- [WHAT THE TASK ASKS] Determine how many lines in these records hold "this". Only the number is wanted.

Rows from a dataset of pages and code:

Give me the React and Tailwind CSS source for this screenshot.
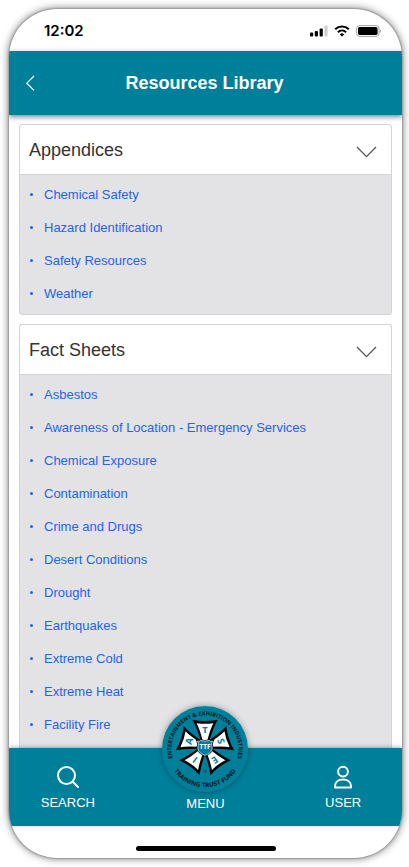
import React, { useState } from 'react';

const SECTIONS = [
  {
    title: 'Appendices',
    items: ['Chemical Safety', 'Hazard Identification', 'Safety Resources', 'Weather'],
  },
  {
    title: 'Fact Sheets',
    items: [
      'Asbestos',
      'Awareness of Location - Emergency Services',
      'Chemical Exposure',
      'Contamination',
      'Crime and Drugs',
      'Desert Conditions',
      'Drought',
      'Earthquakes',
      'Extreme Cold',
      'Extreme Heat',
      'Facility Fire',
    ],
  },
];

const ARMS = [
  { letter: 'T', angle: 0 },
  { letter: 'S', angle: 72 },
  { letter: 'E', angle: 144 },
  { letter: 'I', angle: 216 },
  { letter: 'A', angle: 288 },
];

const StatusBar = () => (
  <div className="flex h-[42px] shrink-0 items-center justify-between pl-[35px] pr-5 pt-0.5">
    <span className="font-['Inter',sans-serif] text-[15px] font-semibold leading-5 text-black">12:02</span>
    <div className="flex items-center gap-1.5">
      <svg className="h-3 w-[18px]" viewBox="0 0 18 12">
        <rect x="0" y="7.5" width="3.2" height="4" rx="1" />
        <rect x="4.8" y="6" width="3.2" height="5.5" rx="1" />
        <rect x="9.6" y="3.5" width="3.2" height="8" rx="1" />
        <rect x="14.4" y="0.5" width="3.2" height="11" rx="1" fill="#cfcfcf" />
      </svg>
      <svg className="h-3 w-4" viewBox="0 0 16 12" fill="none" stroke="#000" strokeWidth="2">
        <path d="M1.2 4.3a9.8 9.8 0 0 1 13.6 0" />
        <path d="M3.9 7.2a6 6 0 0 1 8.2 0" />
        <path d="M8 11.6 5.8 9.4a3.2 3.2 0 0 1 4.4 0Z" fill="#000" stroke="none" />
      </svg>
      <svg className="h-3 w-[26px]" viewBox="0 0 26 12">
        <rect x="0.6" y="0.6" width="22.4" height="10.8" rx="3" fill="none" stroke="#a3a3a3" strokeWidth="1" />
        <rect x="2" y="2" width="19.6" height="8" rx="1.8" />
        <path d="M24 4.2v3.6c1.6-.6 1.6-3 0-3.6Z" fill="#a3a3a3" />
      </svg>
    </div>
  </div>
);

const Logo = () => (
  <svg className="h-[86px] w-[86px]" viewBox="0 0 256 256">
    <defs>
      <path id="ring-top" d="M28 128a100 100 0 1 1 200 0a100 100 0 0 1 -200 0" transform="rotate(-90 128 128)" />
      <path id="ring-bottom" d="M14 128a114 114 0 0 0 228 0" />
    </defs>
    <circle cx="128" cy="128" r="128" fill="#007f9b" />
    <g fontFamily="'Open Sans', sans-serif" fontWeight="700" fill="#08161b" textAnchor="middle">
      <text fontSize="17">
        <textPath href="#ring-top" startOffset="50%">ENTERTAINMENT &amp; EXHIBITION INDUSTRIES</textPath>
      </text>
      <text fontSize="19">
        <textPath href="#ring-bottom" startOffset="50%">TRAINING TRUST FUND</textPath>
      </text>
    </g>
    {ARMS.map(({ letter, angle }) => (
      <g key={letter} transform={`rotate(${angle} 128 120)`}>
        <path d="M90 41Q128 49 166 41Q154 60 138 112H118Q102 60 90 41Z" fill="#050505" />
        <path d="M103 51Q128 55 153 51Q144 66 133 110H123Q112 66 103 51Z" fill="#fff" />
        <text
          x="128"
          y="80"
          fontSize="28"
          fontFamily="'Open Sans', sans-serif"
          fontWeight="700"
          fill="#007f9b"
          textAnchor="middle"
        >
          {letter}
        </text>
      </g>
    ))}
    <path
      d="M106 104q6 3 9-2q13 5 26 0q3 5 9 2q-4 9-1 18c2 14-9 20-21 25c-12-5-23-11-21-25q3-9-1-18Z"
      fill="#007f9b"
      stroke="#050505"
      strokeWidth="7"
    />
    <path
      d="M106 104q6 3 9-2q13 5 26 0q3 5 9 2q-4 9-1 18c2 14-9 20-21 25c-12-5-23-11-21-25q3-9-1-18Z"
      fill="#007f9b"
      stroke="#fff"
      strokeWidth="2"
    />
    <text x="128" y="128" fontSize="19" fontFamily="'Open Sans', sans-serif" fontWeight="700" fill="#fff" textAnchor="middle">
      TTF
    </text>
    <text x="129" y="200" fontSize="10" fontFamily="'Open Sans', sans-serif" fill="#08161b" textAnchor="middle">
      ®
    </text>
  </svg>
);

const Section = ({ title, items, last }) => {
  const [open, setOpen] = useState(true);

  return (
    <section
      className={`shrink-0 border border-[#d3d4d8] bg-[#e3e3e5] ${
        last ? 'grow rounded-t-[3px] border-b-0' : 'rounded-[3px]'
      }`}
    >
      <h2>
        <button
          type="button"
          aria-expanded={open}
          onClick={() => setOpen(!open)}
          className="flex h-[50px] w-full items-center justify-between rounded-t-[3px] border-b border-[#d3d4d8] bg-white pl-[9px] pr-[14px] text-left text-[18px] leading-6 text-[#333]"
        >
          {title}
          <svg className="mt-1 h-3 w-[21px]" viewBox="0 0 21 12" fill="none" stroke="#555" strokeWidth="1.3">
            <path d="M1 1l9.5 9.6L20 1" />
          </svg>
        </button>
      </h2>
      {open && (
        <ul className="pb-1 pt-[3px]">
          {items.map((item) => (
            <li key={item} className="flex h-[33px] items-center gap-[11px] pl-[10px]">
              <span className="h-[3px] w-[3px] rounded-full bg-[#2563eb]" />
              <a href="#" className="text-[13px] leading-5 text-[#2563eb]">
                {item}
              </a>
            </li>
          ))}
        </ul>
      )}
    </section>
  );
};

const BottomNav = () => (
  <nav className="relative h-[78px] shrink-0 bg-[#007f9b] text-[13px] leading-5 text-white shadow-[0_-1px_4px_rgba(0,0,0,0.3)]">
    <div className="-mx-2.5 grid grid-cols-3">
      <a href="#" className="flex flex-col items-center gap-1 pt-[17px]">
        <svg className="h-6 w-6" viewBox="0 0 24 24" fill="none" stroke="#fff" strokeWidth="2" strokeLinecap="round">
          <circle cx="10.5" cy="10.5" r="8.5" />
          <path d="M16.8 16.8 22 22" />
        </svg>
        SEARCH
      </a>
      <a href="#" className="relative flex flex-col items-center pt-[46px]">
        <span className="absolute -top-[42px] rounded-full shadow-[0_0_6px_rgba(0,0,0,0.35)]">
          <Logo />
        </span>
        MENU
      </a>
      <a href="#" className="flex flex-col items-center gap-1 pt-[17px]">
        <svg className="h-6 w-6" viewBox="0 0 24 24" fill="none" stroke="#fff" strokeWidth="2" strokeLinejoin="round">
          <circle cx="12" cy="6.6" r="4.9" />
          <path d="M4 22.6v-1.4c0-4 3-6.6 8-6.6s8 2.6 8 6.6v1.4Z" />
        </svg>
        USER
      </a>
    </div>
  </nav>
);

export default function App() {
  return (
    <div className="h-screen bg-white py-[9px] pl-[9px] pr-[7px] font-['Liberation_Sans',Arial,sans-serif]">
      <div className="flex h-full flex-col overflow-hidden rounded-[48px] bg-white shadow-[0_0_2px_rgba(0,0,0,0.5),0_0_9px_rgba(0,0,0,0.6)]">
        <StatusBar />
        <header className="z-10 flex h-16 shrink-0 items-center bg-[#007f9b] px-4 text-white shadow-[0_2px_5px_rgba(40,50,90,0.6)]">
          <button type="button" aria-label="Back" className="flex w-6 shrink-0">
            <svg className="h-4 w-[11px]" viewBox="0 0 11 16" fill="none" stroke="#fff" strokeWidth="1.2">
              <path d="M9 1 1.8 8.2 9 15.4" />
            </svg>
          </button>
          <h1 className="grow pr-[26px] text-center text-[18px] font-bold leading-6">Resources Library</h1>
        </header>
        <main className="flex min-h-0 grow flex-col gap-[9px] overflow-hidden px-2.5 pt-[9px]">
          {SECTIONS.map((section, i) => (
            <Section key={section.title} {...section} last={i === SECTIONS.length - 1} />
          ))}
        </main>
        <BottomNav />
        <div className="flex h-8 shrink-0 items-end justify-center pb-[7px]">
          <div className="h-[5px] w-[140px] rounded-full bg-black" />
        </div>
      </div>
    </div>
  );
}
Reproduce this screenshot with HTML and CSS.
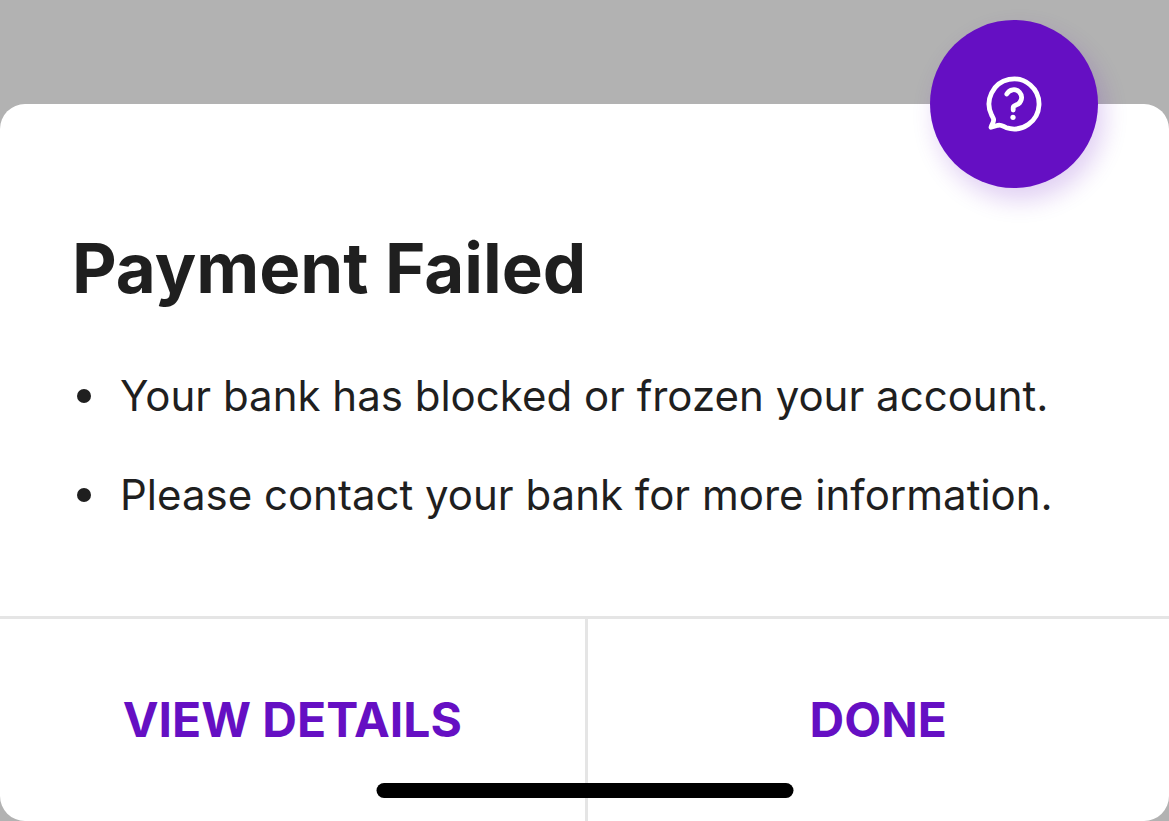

- [SOLUTION] 2